Non tutte le frittate sono uguali
Quella che avremmo fatto in spiaggia ad agosto andando a votare, non l'avremmo digerita facilmente. Ecco perché la politica non è altro che una corsa col cucchiaio per portare in salvo le uova più preziose
Al crepuscolo (decida il lettore di cosa) capita che la grande storia allunghi le sue ombre sulla cronaca, dandole un aspetto sinistro. Raccontando l’epopea della Rivoluzione d’ottobre, gli storiografi marxisti piegarono spesso al loro tornaconto ideologico due concetti riottosi, il caso e la necessità. Ineluttabile, dicevano, fu il collasso dello zarismo e il trionfo del bolscevismo; accidentale, invece, la transizione dal leninismo allo stalinismo. La storia, a quanto pare, era corsa fino a un certo punto sui binari, con le masse proletarie a bordo, salvo poi proseguire su un cavallo brado per una sciagurata deviazione lunga trent’anni, montata da un cavaliere dispotico e superbo.
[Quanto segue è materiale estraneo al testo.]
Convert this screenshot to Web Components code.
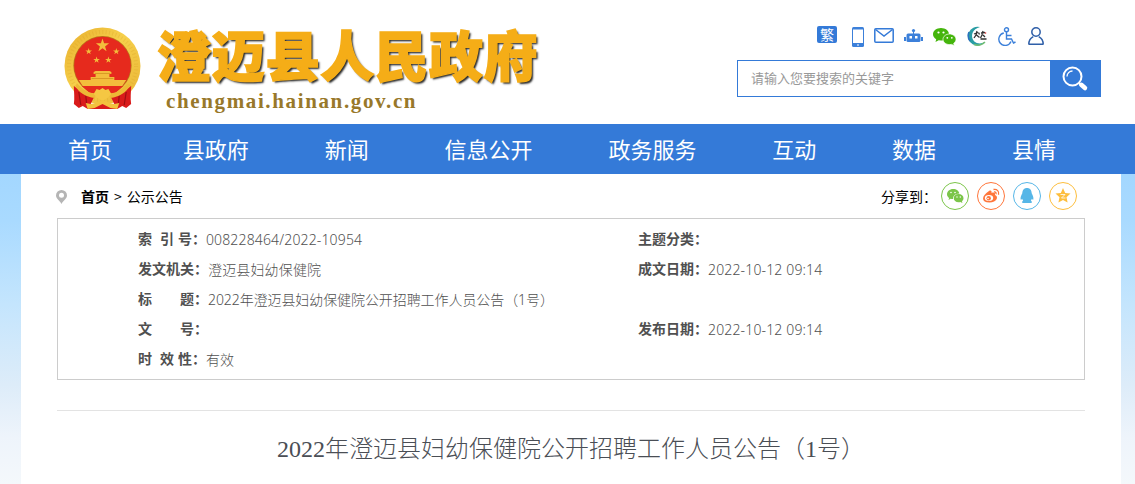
<!DOCTYPE html>
<html lang="zh-CN">
<head>
<meta charset="UTF-8">
<title>澄迈县人民政府</title>
<style>
  body {
    margin: 0;
    height: 484px;
    overflow: hidden;
    background: #fff;
    font-family: "Noto Sans", "Noto Sans CJK SC", sans-serif;
    color: #000;
  }
</style>
</head>
<body>
<gov-page>
  <gov-header slot="header"></gov-header>
  <gov-nav slot="nav" data-items="首页,县政府,新闻,信息公开,政务服务,互动,数据,县情"></gov-nav>
  <gov-crumbs></gov-crumbs>
  <info-table>
    <info-row data-label="索&nbsp; 引 号：">008228464/2022-10954</info-row>
    <info-row data-label="主题分类："></info-row>
    <info-row data-label="发文机关：">澄迈县妇幼保健院</info-row>
    <info-row data-label="成文日期：">2022-10-12 09:14</info-row>
    <info-row data-label="标　　题：" style="--spacing: -.08px">2022年澄迈县妇幼保健院公开招聘工作人员公告（1号）</info-row>
    <span></span>
    <info-row data-label="文　　号："></info-row>
    <info-row data-label="发布日期：">2022-10-12 09:14</info-row>
    <info-row data-label="时&nbsp; 效 性：">有效</info-row>
  </info-table>
  <article-title>2022年澄迈县妇幼保健院公开招聘工作人员公告（1号）</article-title>
</gov-page>

<script>
class GovPage extends HTMLElement {
  constructor() {
    super();
    this.attachShadow({ mode: 'open' });
  }

  connectedCallback() {
    this.shadowRoot.innerHTML = `
      <style>
        :host { display: flex; flex-direction: column; height: 484px; }
        .back { flex: 1; background: linear-gradient(#a3d7ff, #a9daff 15%, #c4e5fd 42%, #ddecf9 68%, #eef4fb 85%, #f4f8fb); }
        main { box-sizing: border-box; width: 1100px; height: 100%; margin-left: 21px; padding: 0 36px; background: #fff; }
      </style>
      <slot name="header"></slot>
      <slot name="nav"></slot>
      <div class="back"><main><slot></slot></main></div>
    `;
  }
}
customElements.define('gov-page', GovPage);

class GovEmblem extends HTMLElement {
  constructor() {
    super();
    this.attachShadow({ mode: 'open' });
  }

  connectedCallback() {
    const star = '0,-7 1.6,-2.2 6.7,-2.2 2.6,.9 4.1,5.7 0,2.7 -4.1,5.7 -2.6,.9 -6.7,-2.2 -1.6,-2.2';
    this.shadowRoot.innerHTML = `
      <style>
        :host { display: block; }
        svg { display: block; }
      </style>
      <svg width="77" height="83" viewBox="0 0 78 83" preserveAspectRatio="none">
        <defs>
          <linearGradient id="g" x1="0" y1="0" x2="1" y2="1">
            <stop offset="0" stop-color="#e8ae2c"/><stop offset=".45" stop-color="#f6d04c"/><stop offset="1" stop-color="#eab434"/>
          </linearGradient>
        </defs>
        <circle cx="39" cy="39" r="38.5" fill="url(#g)"/>
        <circle cx="39" cy="39" r="34" fill="none" stroke="#d99a20" stroke-width="4" stroke-dasharray="1 2.400" opacity=".25"/>
        <circle cx="39" cy="38.500" r="29.500" fill="#b9761a"/>
        <circle cx="39" cy="38.500" r="28.700" fill="#e62a1d"/>
        <g fill="#f3bd3c">
          <polygon transform="translate(39 18.500)" points="${star}"/>
          <polygon transform="translate(25 24.500) scale(.5)" points="${star}"/>
          <polygon transform="translate(53 24.500) scale(.5)" points="${star}"/>
          <polygon transform="translate(33 33) scale(.5)" points="${star}"/>
          <polygon transform="translate(45 33) scale(.5)" points="${star}"/>
          <path d="M30 45l2-1h14l2 1v2h-2v3h5v2h-2v2h-20v-2h-2v-2h5v-3h-2z"/>
          <path d="M15 53h12v-1h24v1h12l-4 6H19z"/>
        </g>
        <path d="M31 46.500h16M28 51.500h22" stroke="#d08a1c" stroke-width=".7"/>
        <path d="M18 59h42l-8 7H26z" fill="#e62a1d"/>
        <path d="M10 59c6 5 12 8 21 10l-4 8h24l-4-8c9-2 15-5 21-10 0 6-1 12 0 18l-5 4-4-2-5 3H24l-5-3-4 2-5-4c1-6 0-12 0-18z" fill="#d91b1b"/>
        <path d="M15 65l2 13M63 65l-2 13M22 68l1 10M56 68l-1 10" stroke="#9f0e12" stroke-width="1.200"/>
        <path d="M13 56c6 7 12 10 20 11l-2 4C22 70 15 65 12 60zM65 56c-6 7-12 10-20 11l2 4c9-1 16-6 19-11z" fill="#edb936"/>
        <path d="M30 67l3-5 3 1 3-2 3 2 3-1 3 5-4 4-5 3-5-3z" fill="#f5c743"/>
        <path d="M24 82l-2-6 5 1 5-1 7-3 7 3 5 1 5-1-2 6-7-1-8-4-8 4z" fill="#f3c23d"/>
      </svg>
    `;
  }
}
customElements.define('gov-emblem', GovEmblem);

class GovHeader extends HTMLElement {
  constructor() {
    super();
    this.attachShadow({ mode: 'open' });
  }

  connectedCallback() {
    this.shadowRoot.innerHTML = `
      <style>
        :host { display: flex; box-sizing: border-box; height: 124px; padding-left: 64px; background: #fff; }
        gov-emblem { margin-top: 27px; }
        .name { width: 400px; margin-left: 16px; padding-top: 27px; }
        h1 {
          margin: 0;
          height: 63px;
          font: 900 54px/54px "Noto Sans CJK SC", sans-serif;
          letter-spacing: .4px;
          color: #f5ad17;
          white-space: nowrap;
          -webkit-text-stroke: 1.500px #f5ad17;
          text-shadow: 2px 2px 2px rgba(0, 0, 0, .85);
        }
        .url {
          margin: 0 0 0 9px;
          font: bold 21px/22px "Liberation Serif", serif;
          letter-spacing: 1.630px;
          color: #98782a;
        }
        .tools { width: 364px; margin-left: 180px; padding-top: 24px; }
        .icons { height: 24px; display: block; }
        .search { display: flex; height: 37px; margin-top: 12px; }
        .box {
          box-sizing: border-box;
          flex: 1;
          padding-left: 13px;
          border: 1px solid #347ad8;
          border-right: 0;
          font: 13px/33px "Noto Sans CJK SC", sans-serif;
          color: #999;
        }
        .btn { width: 51px; background: #347ad8; }
        .btn svg { display: block; margin: 6px 0 0 12px; }
      </style>
      <gov-emblem></gov-emblem>
      <div class="name">
        <h1>澄迈县人民政府</h1>
        <p class="url">chengmai.hainan.gov.cn</p>
      </div>
      <div class="tools">
        <tool-icons class="icons"></tool-icons>
        <div class="search">
          <div class="box">请输入您要搜索的关键字</div>
          <div class="btn">
            <svg width="27" height="27" viewBox="0 0 27 27" fill="none" stroke="#fff">
              <circle cx="10.500" cy="10.500" r="9" stroke-width="2"/>
              <path d="M5 10.500a5.500 5.500 0 0 1 5.500-5.500" stroke-width="1.300"/>
              <path d="M17 17l2 2" stroke-width="2"/>
              <path d="M19.300 18.800l3.700 3.200" stroke-width="4.500" stroke-linecap="round"/>
            </svg>
          </div>
        </div>
      </div>
    `;
  }
}
customElements.define('gov-header', GovHeader);

class ToolIcons extends HTMLElement {
  constructor() {
    super();
    this.attachShadow({ mode: 'open' });
  }

  connectedCallback() {
    this.shadowRoot.innerHTML = `
      <style>
        :host { display: block; }
        div { display: flex; align-items: center; height: 24px; padding-left: 80px; }
        .trad {
          width: 20px; height: 17px; margin: 0 15px 3px 0;
          border-radius: 2px;
          background: #347ad8;
          color: #fff;
          font: 14px/16px "Noto Sans CJK SC", sans-serif;
          text-align: center;
        }
      </style>
      <div>
        <span class="trad">繁</span>
        <svg width="12" height="20" viewBox="0 0 12 20" style="margin: 2px 10px 0 0">
          <rect width="12" height="20" rx="1.500" fill="#3c80da"/><path d="M1 2.500h10V16H1z" fill="#fff"/><path d="M5 18h2" stroke="#fff"/>
        </svg>
        <svg width="20" height="15" viewBox="0 0 20 15" style="margin: 0 10px 1px 0" fill="none" stroke="#347ad8" stroke-width="1.500">
          <rect x=".8" y=".8" width="18.400" height="13.400" rx="1"/><path d="M1.500 1.500L10 8l8.500-6.500"/>
        </svg>
        <svg width="19" height="14" viewBox="0 0 19 14" style="margin: 0 10px 1px 0" fill="#3c80da">
          <circle cx="9.500" cy="1.600" r="1.600"/><path d="M9 2h1v4H9zM0 8h2v4H0zM17 8h2v4h-2z"/>
          <rect x="2.500" y="4.500" width="14" height="8.500" rx="1.500"/>
          <path d="M5.500 7h2.500v2.500H5.500zM11 7h2.500v2.500H11z" fill="#fff"/>
        </svg>
        <svg width="23" height="18" viewBox="0 0 23 18" style="margin: 2px 11px 0 0">
          <path d="M8 0c4.500 0 8 2.800 8 6.300s-3.500 6.300-8 6.300l-2.300-.3L2.500 14l.7-2.800C1.200 10 0 8.300 0 6.300 0 2.800 3.500 0 8 0z" fill="#45b50c"/>
          <path d="M16.500 6c3.600 0 6.500 2.400 6.500 5.300 0 1.600-.9 3-2.300 4l.6 2.300-2.700-1.200-2.100.2c-3.600 0-6.500-2.400-6.500-5.300S12.900 6 16.500 6z" fill="#45b50c" stroke="#fff" stroke-width=".7"/>
          <g fill="#fff"><circle cx="5.500" cy="4.500" r="1.100"/><circle cx="10.500" cy="4.500" r="1.100"/><circle cx="14.300" cy="9.800" r=".9"/><circle cx="18.800" cy="9.800" r=".9"/></g>
        </svg>
        <svg width="21" height="21" viewBox="0 0 21 21" style="margin-right: 10px" fill="none">
          <path d="M13 1A9.500 9.500 0 1 0 18 16C11 20 3 15 5.500 7c1-3 4-5 7.500-6z" fill="#299da4"/>
          <path d="M2 6A9 9 0 0 0 3 15" stroke="#2a72bd" stroke-width="1.500"/>
          <path d="M7 18.500c4 1.500 8 .5 11-2.500" stroke="#71bd74" stroke-width="1.500"/>
          <path d="M7 8l4-1.500M10 5l-1 4-2 3M9.500 9l3 2.500M11.500 6.500l1 2M14 7l4-.5M16 5l-1 4-1.500 3M16 9l2 2M13.500 13h6" stroke="#333" stroke-width="1.300"/>
          <circle cx="18.500" cy="7" r=".8" fill="#d33"/>
        </svg>
        <svg width="18" height="19" viewBox="0 0 18 19" style="margin-right: 12px" fill="none" stroke="#3c80da" stroke-width="1.400">
          <circle cx="8.500" cy="2.800" r="2"/><path d="M8.500 5v7h5l2 4 2-1M8.500 8.500h5M5.800 6A6.300 6.300 0 1 0 13 14.500"/>
        </svg>
        <svg width="16" height="18" viewBox="0 0 16 18" fill="none" stroke="#2f5fa8" stroke-width="1.500">
          <circle cx="8" cy="5" r="4.200"/><path d="M.8 17.200c0-4 2-6.300 4.500-7.600M15.200 17.200c0-4-2-6.300-4.500-7.600M.5 17.200h15"/>
        </svg>
      </div>
    `;
  }
}
customElements.define('tool-icons', ToolIcons);

class GovNav extends HTMLElement {
  constructor() {
    super();
    this.attachShadow({ mode: 'open' });
  }

  connectedCallback() {
    const items = this.getAttribute('data-items').split(',');
    this.shadowRoot.innerHTML = `
      <style>
        :host { display: block; height: 50px; background: #347ad8; }
        nav {
          display: flex;
          justify-content: space-between;
          width: 988px;
          margin-left: 68px;
          font: 22px/49px "Noto Sans CJK SC", sans-serif;
          color: #fff;
        }
        span:first-child { margin-right: -5px; }
      </style>
      <nav>${items.map(item => `<span>${item}</span>`).join('')}</nav>
    `;
  }
}
customElements.define('gov-nav', GovNav);

class ShareIcon extends HTMLElement {
  constructor() {
    super();
    this.attachShadow({ mode: 'open' });
  }

  connectedCallback() {
    const color = this.getAttribute('data-color');
    this.shadowRoot.innerHTML = `
      <style>
        :host { display: block; box-sizing: border-box; width: 28px; height: 28px; border: 1px solid ${color}; border-radius: 50%; color: ${color}; }
      </style>
      <slot></slot>
    `;
  }
}
customElements.define('share-icon', ShareIcon);

class GovCrumbs extends HTMLElement {
  constructor() {
    super();
    this.attachShadow({ mode: 'open' });
  }

  connectedCallback() {
    this.shadowRoot.innerHTML = `
      <style>
        :host { display: flex; align-items: center; height: 44px; font: 14px/20px "Noto Sans CJK SC", sans-serif; }
        .pin { margin: 2px 14px 0 -1px; }
        .path { flex: 1; margin-bottom: 1px; }
        .path span { margin: 0 5px; }
        .share { margin: 0 4px 1px 0; }
        share-icon { margin-right: 8px; }
        share-icon svg { display: block; }
      </style>
      <svg class="pin" width="11" height="14" viewBox="0 0 11 14"><path d="M5.500 0A5.500 5.500 0 0 0 0 5.500C0 9 4 10.500 5.500 14 7 10.500 11 9 11 5.500A5.500 5.500 0 0 0 5.500 0z" fill="#b5b5b5"/><circle cx="5.500" cy="5.200" r="2.500" fill="#fff"/></svg>
      <div class="path"><b>首页</b><span>&gt;</span>公示公告</div>
      <span class="share">分享到：</span>
      <share-icon data-color="#7bc549">
        <svg width="26" height="26" viewBox="0 0 26 26" fill="currentColor">
          <path d="M11 6c3.600 0 6 2 6.300 4.400-4 .1-6.500 2.500-6.300 5.600-.8.100-1.600 0-2.300-.2L6.500 17l.6-2C5.800 14 5 12.800 5 11.200 5 8.300 7.700 6 11 6z"/>
          <path d="M16.500 11c3 0 5 2 5 4.200 0 1.200-.6 2.200-1.500 3l.4 1.800-2-1c-3.800.9-6.700-1.100-6.700-3.800 0-2.400 2-4.200 4.800-4.200z"/>
          <g fill="#fff"><circle cx="9" cy="9.500" r=".8"/><circle cx="13" cy="9.500" r=".8"/><circle cx="15" cy="14" r=".7"/><circle cx="18.300" cy="14" r=".7"/></g>
        </svg>
      </share-icon>
      <share-icon data-color="#ff763b">
        <svg width="26" height="26" viewBox="0 0 26 26" fill="none" stroke="currentColor">
          <path d="M11 8c2-1 3 0 2.500 2 2.500-1 4-.3 3.500 2 4 1.500 2 7.500-5.500 7.500C3 19.500 3 13 11 8z" fill="currentColor" stroke="none"/>
          <ellipse cx="11" cy="15" rx="4.200" ry="2.900" fill="#fff" stroke="none"/>
          <circle cx="10.700" cy="15.200" r="2.200" fill="currentColor" stroke="none"/><circle cx="10" cy="15.500" r=".8" fill="#fff" stroke="none"/>
          <path d="M15.500 6.500c3.500-.7 6 2 5 5.300M16 9c1.500-.3 2.500.8 2 2.300" stroke-width="1.300"/>
        </svg>
      </share-icon>
      <share-icon data-color="#56b6e7">
        <svg width="26" height="26" viewBox="0 0 26 26" fill="currentColor">
          <path d="M13 5c3 0 4.700 2.200 4.700 5.300 1 2 2 4 1.700 6.200l-.7.300-.8-1-1 2c1.400.7 1.500 2.200 0 2.200H9.100c-1.500 0-1.400-1.500 0-2.200l-1-2-.8 1-.7-.3c-.3-2.200.7-4.200 1.700-6.200C8.300 7.200 10 5 13 5z"/>
        </svg>
      </share-icon>
      <share-icon data-color="#fdbe3d">
        <svg width="26" height="26" viewBox="0 0 26 26" fill="currentColor">
          <path d="M13 5l2.200 5 5.300.6-4 3.700 1.100 5.200-4.600-2.600-4.600 2.600 1.100-5.200-4-3.700 5.300-.6z"/>
          <path d="M10.500 11.500h4.500l-3.500 3.500h4" fill="none" stroke="#fff" stroke-width=".8"/>
        </svg>
      </share-icon>
    `;
  }
}
customElements.define('gov-crumbs', GovCrumbs);

class InfoTable extends HTMLElement {
  constructor() {
    super();
    this.attachShadow({ mode: 'open' });
  }

  connectedCallback() {
    this.shadowRoot.innerHTML = `
      <style>
        :host {
          display: grid;
          box-sizing: border-box;
          grid-template-columns: 500px 1fr;
          grid-auto-rows: 30px;
          height: 162px;
          padding: 4px 0 0 80px;
          border: 1px solid #ccc;
        }
      </style>
      <slot></slot>
    `;
  }
}
customElements.define('info-table', InfoTable);

class InfoRow extends HTMLElement {
  constructor() {
    super();
    this.attachShadow({ mode: 'open' });
  }

  connectedCallback() {
    const label = this.getAttribute('data-label');
    this.shadowRoot.innerHTML = `
      <style>
        :host { display: flex; white-space: nowrap; font-size: 14px; line-height: 30px; color: #505050; }
        b { font-family: "Noto Sans CJK SC", sans-serif; word-spacing: .8px; }
        .value { padding-top: 2px; font-weight: 300; letter-spacing: var(--spacing, .15px); }
      </style>
      <b>${label}</b><span class="value"><slot></slot></span>
    `;
  }
}
customElements.define('info-row', InfoRow);

class ArticleTitle extends HTMLElement {
  constructor() {
    super();
    this.attachShadow({ mode: 'open' });
  }

  connectedCallback() {
    this.shadowRoot.innerHTML = `
      <style>
        :host { display: block; margin-top: 30px; border-top: 1px solid #e3e3e3; }
        h2 {
          margin: 18px 0 0;
          font: 300 24px/40px "Liberation Serif", "Noto Sans CJK SC", sans-serif;
          text-align: center;
          color: #4a4e55;
        }
      </style>
      <h2><slot></slot></h2>
    `;
  }
}
customElements.define('article-title', ArticleTitle);
</script>
</body>
</html>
Il sovietologo Richard Pipes propose, con buoni argomenti, di rovesciare lo schema. Le Uova Fabergé dello zar si ruppero per una concatenazione di accidenti in fin dei conti evitabile; ma una volta fatta la frittata d’ottobre, era fatale che il terrore rivoluzionario evolvesse in terrore sistematico. Ebbene, mi pare che molti commettano a proposito del populismo un errore simile a quello indicato da Pipes. È un’onda storica inarrestabile, ci dicono; cercare di bloccarlo con manovre e di palazzo e dilazioni non varrà a nulla; che dilaghi, se deve dilagare, e poi correremo ai ripari. Sono quelli che ad agosto spingevano per votare. E invece, le ombre della storia mi portano a pensare che se avessimo fatto la frittata in spiaggia non l’avremmo digerita facilmente, e che a volte la politica non è altro che una corsa col cucchiaio per portare in salvo le uova più preziose.